Orientate yourself in Manitoba’s provincial capital by participating in a guided tour of the city operated by the Winnipeg Trolley Company.

Over the course of one hour 45 minutes the tour meanders through the city, explaining the history of buildings in the Exchange District and Saint-Boniface (the city’s French Quarter) and elsewhere in Winnipeg. The mansions of Wellington Crescent and the MTS Centre, the home of the Winnipeg Jets ice-hockey team, feature on the route.

The informative, humorous commentary makes the Heart of a Nation City Tour an entertaining way of getting your bearings.

The Winnipeg Art Gallery has an outstanding collection of Inuit art.

The Winnipeg Art Gallery has an outstanding collection of Inuit art.

Mooch about in the Manitoba Museum

Manitoba Museum tells the story of the province’s natural history, geology and people, with information about its settlement.

You can see displays featuring polar bears and beluga whales, plus the skeleton of a megatherium, a giant ground sloth that weighed up to four tonnes and is now extinct. The Nonsuch Galley has a recreation of a 17th century ship used by the Hudson Bay Company to explore the region and take furs, caught by trappers, back to Europe.

The museum is also home to a planetarium with hourly shows throughout the day.
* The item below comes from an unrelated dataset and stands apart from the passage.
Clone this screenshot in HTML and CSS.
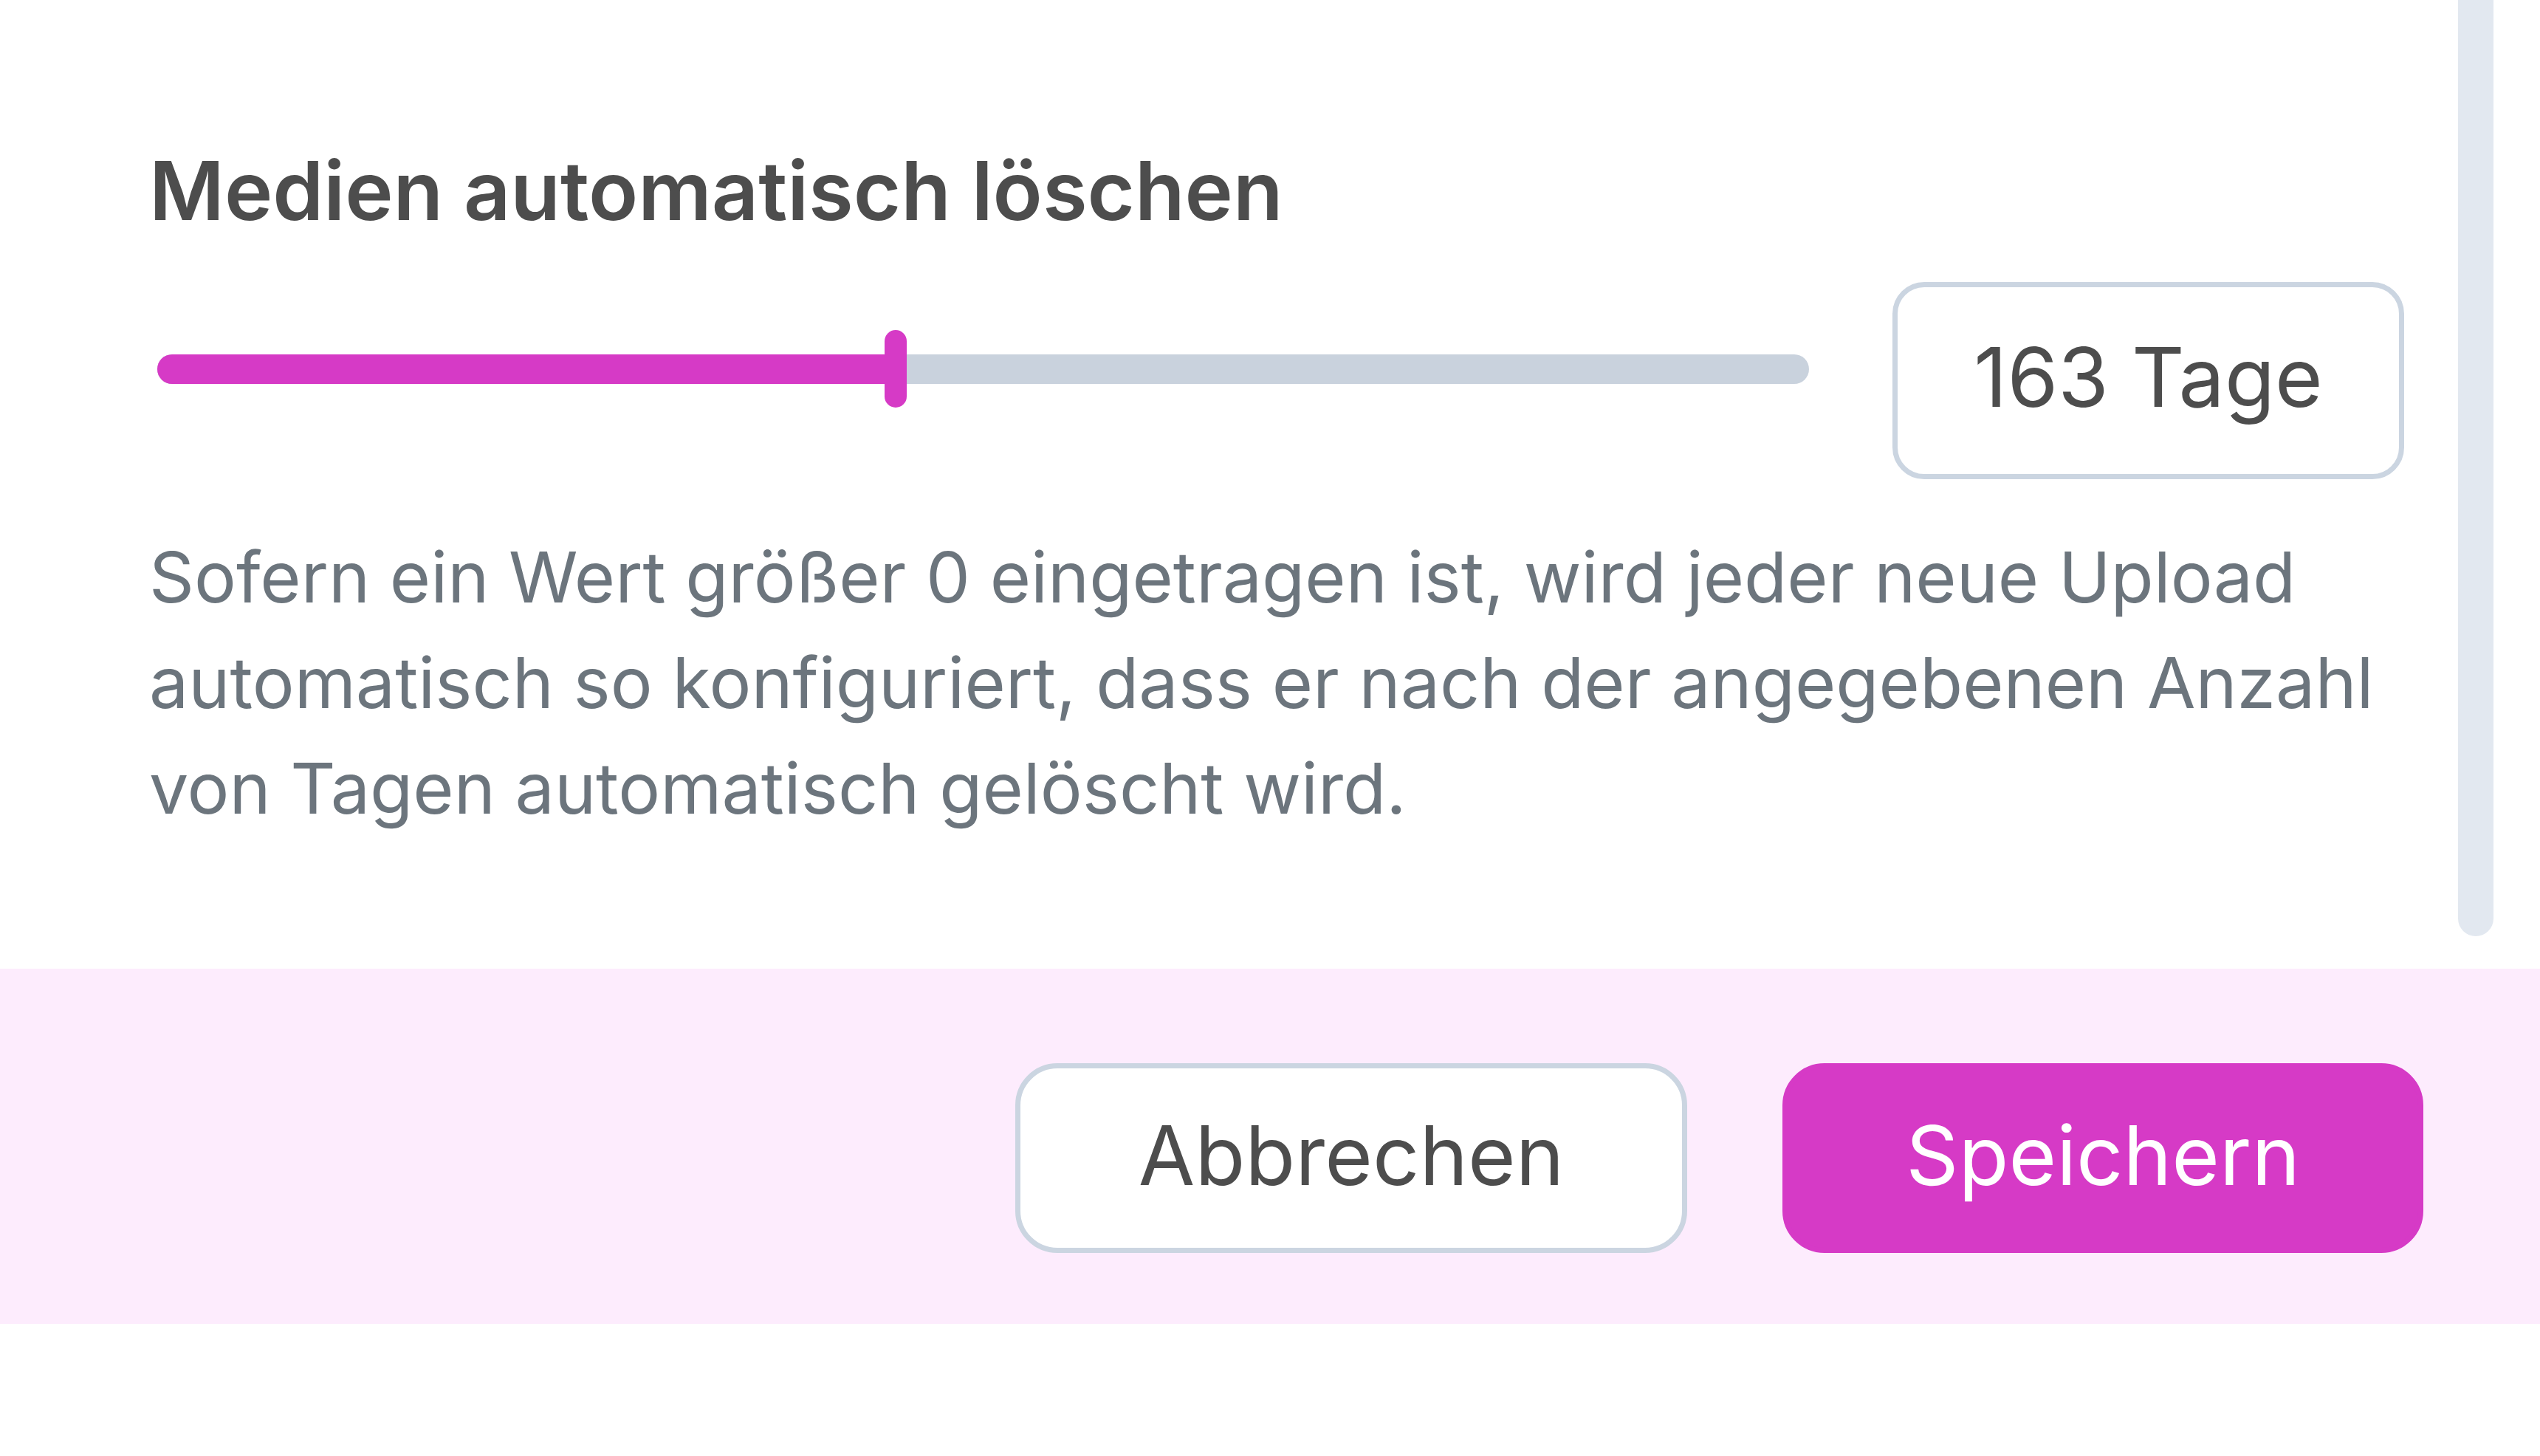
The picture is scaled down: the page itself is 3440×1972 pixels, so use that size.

Since July 2018 the museum has also housed Hockey: The Stories Behind Our Passion, an exhibition that conveys Canada’s love for ice hockey. Pull on a jersey, gloves and grab a stick if you feel like dressing like a player of the country’s favourite winter sport.

See the stars. Manitoba Museum has a planetarium.

See the stars. Manitoba Museum has a planetarium.

Take a look at the Manitoba Sports Hall of Fame

The Manitoba Sports Hall of Fame is in the Exchange District. It tells the story of sports in the province and highlights some of the key moments cherished by fans of a variety of sports.

Hockey and Canadian football are just two of the sports that feature. Engraved hockey sticks from Winnipeg Victoria’s 1896 Stanley Cup win count among the exhibits.

There’s also an interactive area with video screens and opportunities to take photos.

Unwind at a Nordic-style spa

Take a taxi to Thermëa, a luxurious Nordic-inspired spa with treatment rooms, a series of outdoor pools plus saunas and scented steam rooms. The relaxation areas include heated benches where you can pull on headphones and unwind while listening to music.

When the gong sounds you’ll see bathers leave the pools to take a seat in the sauna for the Aufguss, a scented infusion ceremony, that sees a Saunameister dance to music while wafting towels that raise the heat.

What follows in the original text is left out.